In Missouri, some sheriffs are concerned about a cost-saving move to merge the state water patrol into the state highway patrol. Camden County includes the most popular tourist lake in the state but the sheriff’s department doesn’t own a boat. State public safety officials say they don’t plan to stop handling emergencies.

But “any agency that has a lake has got their fingers crossed,” said Camden County Sheriff’s Capt. Gary Bowling. He added: “We’re struggling to keep officers in cars on the roads. There’s no way we could start responding to waterborne emergencies at this point.”

Because they are at the bottom of government flow charts, counties or cities typically cannot pass along the financial woes inherited from states. But some state officials say it’s appropriate for local governments to share the pain.

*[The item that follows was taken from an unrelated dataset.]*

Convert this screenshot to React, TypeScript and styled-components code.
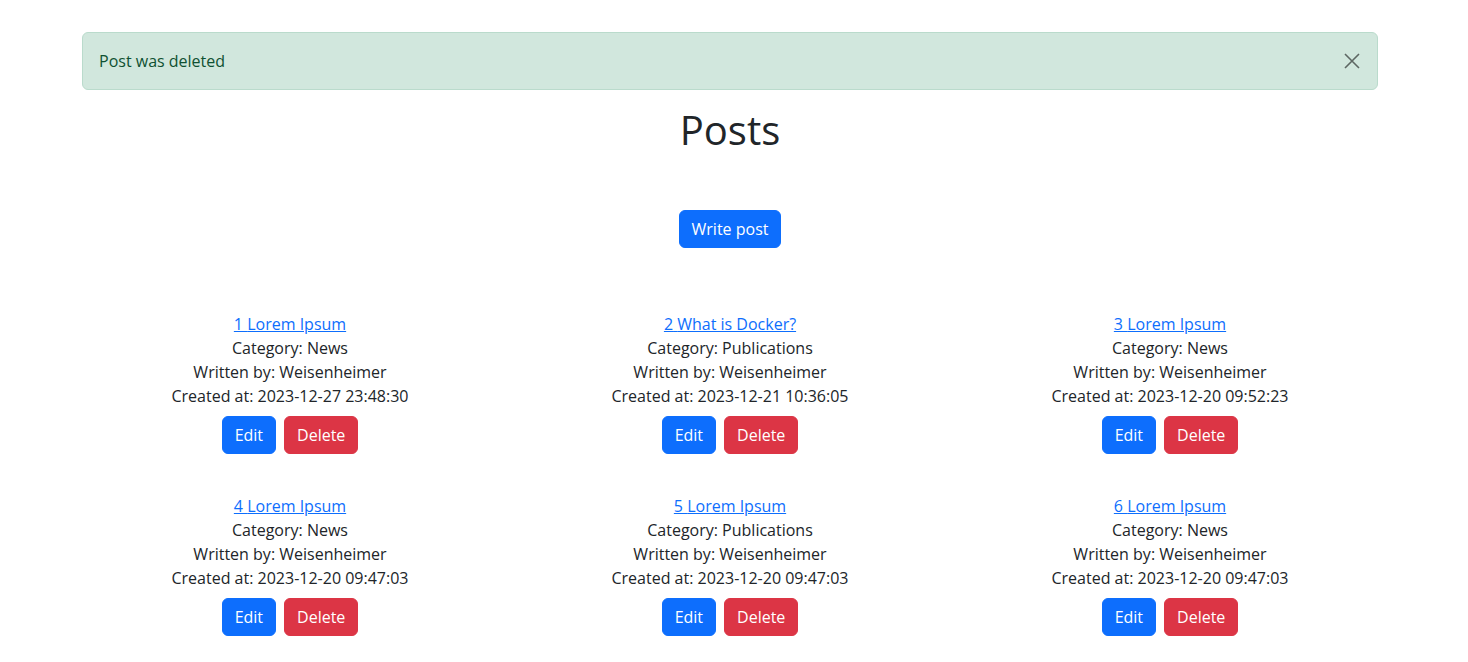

“When revenues were good from the state, the counties shared in that wealth and they were quick to lobby for additional revenues,” said Missouri Senate President Pro Tem Charlie Shields. “So when times are tough, I probably would say the same thing is going to happen.”

Some states are sharing larger portions of their financial distress than others.

California this year borrowed about $2 billion from local governments’ property tax revenues, which will have to be repaid with interest in three years. It also took redevelopment money and transportation funding from local governments.

Michigan has cut the money it shares with local governments by one-third over the past decade. Local governments have responded by closing parks and fire stations.

Some Minnesota cities already had trimmed back on payroll, children’s library programs and public ice skating parks because of cuts in state aid. That was before Gov. Tim Pawlenty signed a plan in April cutting Minnesota’s projected $1 billion budget deficit by one-third, with the biggest slice coming from aid to cities and counties.

Oakley, the top official in Missouri’s Carter County, said the county may have to consider laying off one of its two sheriffs’ deputies to help offset cuts in state aid.

“I think it’s grossly unfair,” Oakley said. “They need to look for more ways to make government in (the state Capitol) lean before you get out her putting it on the backs of counties.”